**Given exercise**
Please retype the data in full and exactly; the pictures are not part of the copy.

** begin Data shown **

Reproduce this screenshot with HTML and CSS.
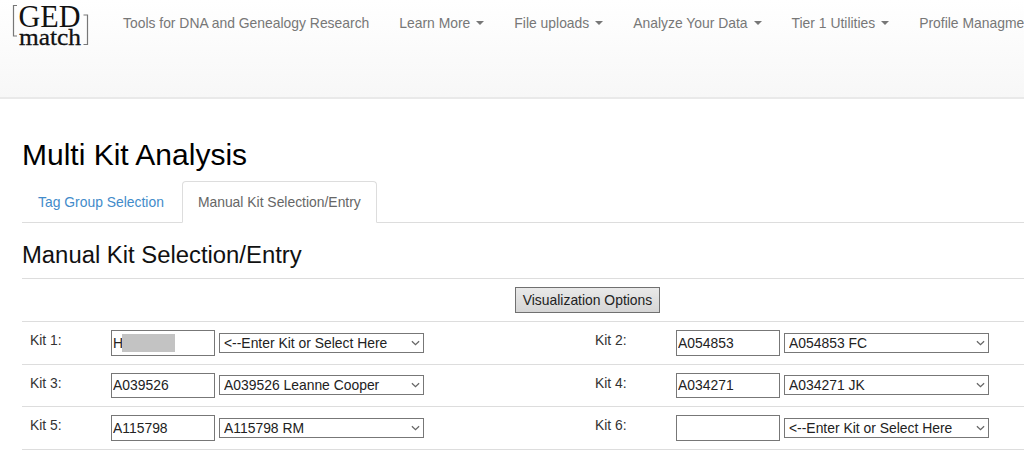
FILE: index.html
```html
<!DOCTYPE html>
<html lang="en">
<head>
<meta charset="utf-8">
<title>Multi Kit Analysis</title>
<link rel="stylesheet" href="styles.css">
</head>
<body>
<header class="navbar">
  <a class="brand" href="#">
    <svg class="logo" width="78" height="46" viewBox="0 0 78 46">
      <path class="bracket" d="M5 2.5H1.5V33H5M71.5 12H75.5V41.5H71.5"/>
      <text class="logo-top" x="6.5" y="23.5" textLength="62" lengthAdjust="spacingAndGlyphs">GED</text>
      <text class="logo-bottom" x="7" y="42" textLength="62" lengthAdjust="spacingAndGlyphs">match</text>
    </svg>
  </a>
  <nav class="nav">
    <a class="nav-link" href="#"><span>Tools for DNA and Genealogy Research</span></a>
    <a class="nav-link" href="#"><span>Learn More</span><i class="caret"></i></a>
    <a class="nav-link" href="#"><span>File uploads</span><i class="caret"></i></a>
    <a class="nav-link" href="#"><span>Analyze Your Data</span><i class="caret"></i></a>
    <a class="nav-link" href="#"><span>Tier 1 Utilities</span><i class="caret"></i></a>
    <a class="nav-link" href="#"><span>Profile Managment</span></a>
  </nav>
</header>
<main class="content">
  <h1 class="title">Multi Kit Analysis</h1>
  <div class="tabs">
    <a class="tab" href="#">Tag Group Selection</a>
    <a class="tab active" href="#">Manual Kit Selection/Entry</a>
  </div>
  <h2 class="subtitle">Manual Kit Selection/Entry</h2>
  <form class="kits">
    <div class="row options"><button class="button" type="button">Visualization Options</button></div>
    <div class="row">
      <label class="label">Kit 1:</label>
      <div class="field"><span class="entry"><input class="input" value="H"><span class="redacted"></span></span>
        <span class="picker"><select class="select"><option>&lt;--Enter Kit or Select Here</option></select><svg class="chevron" viewBox="0 0 10 6"><path d="M1 1l4 3.8L9 1"/></svg></span></div>
      <label class="label">Kit 2:</label>
      <div class="field"><span class="entry"><input class="input" value="A054853"></span>
        <span class="picker"><select class="select"><option>A054853 FC</option></select><svg class="chevron" viewBox="0 0 10 6"><path d="M1 1l4 3.8L9 1"/></svg></span></div>
    </div>
    <div class="row compact">
      <label class="label">Kit 3:</label>
      <div class="field"><span class="entry"><input class="input" value="A039526"></span>
        <span class="picker"><select class="select"><option>A039526 Leanne Cooper</option></select><svg class="chevron" viewBox="0 0 10 6"><path d="M1 1l4 3.8L9 1"/></svg></span></div>
      <label class="label">Kit 4:</label>
      <div class="field"><span class="entry"><input class="input" value="A034271"></span>
        <span class="picker"><select class="select"><option>A034271 JK</option></select><svg class="chevron" viewBox="0 0 10 6"><path d="M1 1l4 3.8L9 1"/></svg></span></div>
    </div>
    <div class="row">
      <label class="label">Kit 5:</label>
      <div class="field"><span class="entry"><input class="input" value="A115798"></span>
        <span class="picker"><select class="select"><option>A115798 RM</option></select><svg class="chevron" viewBox="0 0 10 6"><path d="M1 1l4 3.8L9 1"/></svg></span></div>
      <label class="label">Kit 6:</label>
      <div class="field"><span class="entry"><input class="input" value=""></span>
        <span class="picker"><select class="select"><option>&lt;--Enter Kit or Select Here</option></select><svg class="chevron" viewBox="0 0 10 6"><path d="M1 1l4 3.8L9 1"/></svg></span></div>
    </div>
  </form>
</main>
</body>
</html>
```
FILE: styles.css
```css
* { box-sizing: border-box; }
body {
  margin: 0;
  height: 454px;
  overflow: hidden;
  background: #fff;
  color: #333;
  font: 13.9px/20px "Liberation Sans", Arial, sans-serif;
}
a { text-decoration: none; }

.navbar {
  display: flex;
  height: 99px;
  overflow: hidden;
  padding-left: 12px;
  background: linear-gradient(#fff, #f7f7f7);
  border-bottom: 2px solid #e9e9e9;
}
.brand { flex: none; width: 96px; padding-top: 3px; }
.logo { display: block; }
.bracket { fill: none; stroke: #777; stroke-width: 1.2; }
.logo-top, .logo-bottom {
  font-family: "Liberation Serif", "Times New Roman", serif;
  fill: #111;
}
.logo-top { font-size: 31px; }
.logo-bottom { font-size: 24px; stroke: #111; stroke-width: .3; }
.nav { display: flex; flex: none; padding-top: 13px; }
.nav-link {
  display: flex;
  align-items: center;
  height: 20px;
  padding: 0 15px;
  color: #777;
  white-space: nowrap;
}
.caret {
  margin-left: 6px;
  border: 4px solid transparent;
  border-top-color: #777;
  border-bottom: 0;
}

.content { padding-left: 22px; overflow: hidden; }
.title {
  margin: 0;
  padding-top: 38px;
  height: 82px;
  color: #000;
  font-size: 30px;
  font-weight: 400;
  line-height: 36px;
}
.tabs {
  display: flex;
  height: 42px;
  gap: 2px;
  border-bottom: 1px solid #ddd;
}
.tab {
  height: 42px;
  padding: 10px 15px;
  border: 1px solid transparent;
  color: #428bca;
  line-height: 20px;
  white-space: nowrap;
}
.tab.active {
  background: #fff;
  border-color: #ddd #ddd #fff;
  border-radius: 4px 4px 0 0;
  color: #666;
}
.subtitle {
  margin: 0;
  padding-top: 17px;
  height: 55px;
  color: #111;
  font-size: 23.85px;
  font-weight: 400;
  line-height: 29px;
}

.kits { width: 1131px; display: grid; grid-template-rows: 43px 43px 42px 44px; }
.row {
  display: grid;
  grid-template-columns: 81px 484px 81px 485px;
  border-top: 1px solid #ddd;
}
.row:last-child { border-bottom: 1px solid #ddd; }
.row.options { display: flex; justify-content: center; padding-top: 8px; }
.label { padding: 8px 0 0 8px; line-height: 20px; }
.field { display: flex; gap: 4px; padding: 8px 0 0 8px; }
.entry, .picker { position: relative; height: 26px; }
.input, .select {
  margin: 0;
  border: 1px solid #777;
  border-radius: 0;
  background: #fff;
  color: #222;
  font: inherit;
}
.input { display: block; width: 104px; height: 26px; padding: 1px 1px; }
.picker { padding-top: 3px; }
.select { display: block; appearance: none; width: 205px; height: 20px; padding: 0 4px; line-height: 18px; }
.compact .input { height: 25px; padding-bottom: 2px; }
.compact .picker { padding-top: 2px; }
.compact .chevron { top: 9px; }
.redacted { position: absolute; left: 11px; top: 4px; width: 53px; height: 18px; background: #c3c3c3; }
.chevron { position: absolute; right: 4px; top: 10px; width: 9px; height: 6px; }
.chevron path { fill: none; stroke: #666; stroke-width: 1.4; }
.button {
  width: 145px;
  height: 26px;
  padding: 0;
  border: 1px solid #707070;
  border-radius: 0;
  background: linear-gradient(#e9e9e9, #d5d5d5);
  color: #222;
  font: inherit;
}
```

** end Data shown **

**Solution for this exercise**
Reproduce this screenshot with HTML and CSS.
FILE: index.html
```html
<!DOCTYPE html>
<html lang="en">
<head>
<meta charset="utf-8">
<title>Multi Kit Analysis</title>
<link rel="stylesheet" href="styles.css">
</head>
<body>
<header class="navbar">
  <a class="brand" href="#">
    <svg class="logo" width="78" height="46" viewBox="0 0 78 46">
      <path class="bracket" d="M5 2.5H1.5V33H5M71.5 12H75.5V41.5H71.5"/>
      <text class="logo-top" x="6.5" y="23.5" textLength="62" lengthAdjust="spacingAndGlyphs">GED</text>
      <text class="logo-bottom" x="7" y="42" textLength="62" lengthAdjust="spacingAndGlyphs">match</text>
    </svg>
  </a>
  <nav class="nav">
    <a class="nav-link" href="#"><span>Tools for DNA and Genealogy Research</span></a>
    <a class="nav-link" href="#"><span>Learn More</span><i class="caret"></i></a>
    <a class="nav-link" href="#"><span>File uploads</span><i class="caret"></i></a>
    <a class="nav-link" href="#"><span>Analyze Your Data</span><i class="caret"></i></a>
    <a class="nav-link" href="#"><span>Tier 1 Utilities</span><i class="caret"></i></a>
    <a class="nav-link" href="#"><span>Profile Managment</span></a>
  </nav>
</header>
<main class="content">
  <h1 class="title">Multi Kit Analysis</h1>
  <div class="tabs">
    <a class="tab" href="#">Tag Group Selection</a>
    <a class="tab active" href="#">Manual Kit Selection/Entry</a>
  </div>
  <h2 class="subtitle">Manual Kit Selection/Entry</h2>
  <form class="kits">
    <div class="row options"><button class="button" type="button">Visualization Options</button></div>
    <div class="row">
      <label class="label">Kit 1:</label>
      <div class="field"><span class="entry"><input class="input" value="H"><span class="redacted"></span></span>
        <span class="picker"><select class="select"><option>&lt;--Enter Kit or Select Here</option></select><svg class="chevron" viewBox="0 0 10 6"><path d="M1 1l4 3.8L9 1"/></svg></span></div>
      <label class="label">Kit 2:</label>
      <div class="field"><span class="entry"><input class="input" value="A054853"></span>
        <span class="picker"><select class="select"><option>A054853 FC</option></select><svg class="chevron" viewBox="0 0 10 6"><path d="M1 1l4 3.8L9 1"/></svg></span></div>
    </div>
    <div class="row compact">
      <label class="label">Kit 3:</label>
      <div class="field"><span class="entry"><input class="input" value="A039526"></span>
        <span class="picker"><select class="select"><option>A039526 Leanne Cooper</option></select><svg class="chevron" viewBox="0 0 10 6"><path d="M1 1l4 3.8L9 1"/></svg></span></div>
      <label class="label">Kit 4:</label>
      <div class="field"><span class="entry"><input class="input" value="A034271"></span>
        <span class="picker"><select class="select"><option>A034271 JK</option></select><svg class="chevron" viewBox="0 0 10 6"><path d="M1 1l4 3.8L9 1"/></svg></span></div>
    </div>
    <div class="row">
      <label class="label">Kit 5:</label>
      <div class="field"><span class="entry"><input class="input" value="A115798"></span>
        <span class="picker"><select class="select"><option>A115798 RM</option></select><svg class="chevron" viewBox="0 0 10 6"><path d="M1 1l4 3.8L9 1"/></svg></span></div>
      <label class="label">Kit 6:</label>
      <div class="field"><span class="entry"><input class="input" value=""></span>
        <span class="picker"><select class="select"><option>&lt;--Enter Kit or Select Here</option></select><svg class="chevron" viewBox="0 0 10 6"><path d="M1 1l4 3.8L9 1"/></svg></span></div>
    </div>
  </form>
</main>
</body>
</html>
```
FILE: styles.css
```css
* { box-sizing: border-box; }
body {
  margin: 0;
  height: 454px;
  overflow: hidden;
  background: #fff;
  color: #333;
  font: 13.9px/20px "Liberation Sans", Arial, sans-serif;
}
a { text-decoration: none; }

.navbar {
  display: flex;
  height: 99px;
  overflow: hidden;
  padding-left: 12px;
  background: linear-gradient(#fff, #f7f7f7);
  border-bottom: 2px solid #e9e9e9;
}
.brand { flex: none; width: 96px; padding-top: 3px; }
.logo { display: block; }
.bracket { fill: none; stroke: #777; stroke-width: 1.2; }
.logo-top, .logo-bottom {
  font-family: "Liberation Serif", "Times New Roman", serif;
  fill: #111;
}
.logo-top { font-size: 31px; }
.logo-bottom { font-size: 24px; stroke: #111; stroke-width: .3; }
.nav { display: flex; flex: none; padding-top: 13px; }
.nav-link {
  display: flex;
  align-items: center;
  height: 20px;
  padding: 0 15px;
  color: #777;
  white-space: nowrap;
}
.caret {
  margin-left: 6px;
  border: 4px solid transparent;
  border-top-color: #777;
  border-bottom: 0;
}

.content { padding-left: 22px; overflow: hidden; }
.title {
  margin: 0;
  padding-top: 38px;
  height: 82px;
  color: #000;
  font-size: 30px;
  font-weight: 400;
  line-height: 36px;
}
.tabs {
  display: flex;
  height: 42px;
  gap: 2px;
  border-bottom: 1px solid #ddd;
}
.tab {
  height: 42px;
  padding: 10px 15px;
  border: 1px solid transparent;
  color: #428bca;
  line-height: 20px;
  white-space: nowrap;
}
.tab.active {
  background: #fff;
  border-color: #ddd #ddd #fff;
  border-radius: 4px 4px 0 0;
  color: #666;
}
.subtitle {
  margin: 0;
  padding-top: 17px;
  height: 55px;
  color: #111;
  font-size: 23.85px;
  font-weight: 400;
  line-height: 29px;
}

.kits { width: 1131px; display: grid; grid-template-rows: 43px 43px 42px 44px; }
.row {
  display: grid;
  grid-template-columns: 81px 484px 81px 485px;
  border-top: 1px solid #ddd;
}
.row:last-child { border-bottom: 1px solid #ddd; }
.row.options { display: flex; justify-content: center; padding-top: 8px; }
.label { padding: 8px 0 0 8px; line-height: 20px; }
.field { display: flex; gap: 4px; padding: 8px 0 0 8px; }
.entry, .picker { position: relative; height: 26px; }
.input, .select {
  margin: 0;
  border: 1px solid #777;
  border-radius: 0;
  background: #fff;
  color: #222;
  font: inherit;
}
.input { display: block; width: 104px; height: 26px; padding: 1px 1px; }
.picker { padding-top: 3px; }
.select { display: block; appearance: none; width: 205px; height: 20px; padding: 0 4px; line-height: 18px; }
.compact .input { height: 25px; padding-bottom: 2px; }
.compact .picker { padding-top: 2px; }
.compact .chevron { top: 9px; }
.redacted { position: absolute; left: 11px; top: 4px; width: 53px; height: 18px; background: #c3c3c3; }
.chevron { position: absolute; right: 4px; top: 10px; width: 9px; height: 6px; }
.chevron path { fill: none; stroke: #666; stroke-width: 1.4; }
.button {
  width: 145px;
  height: 26px;
  padding: 0;
  border: 1px solid #707070;
  border-radius: 0;
  background: linear-gradient(#e9e9e9, #d5d5d5);
  color: #222;
  font: inherit;
}
```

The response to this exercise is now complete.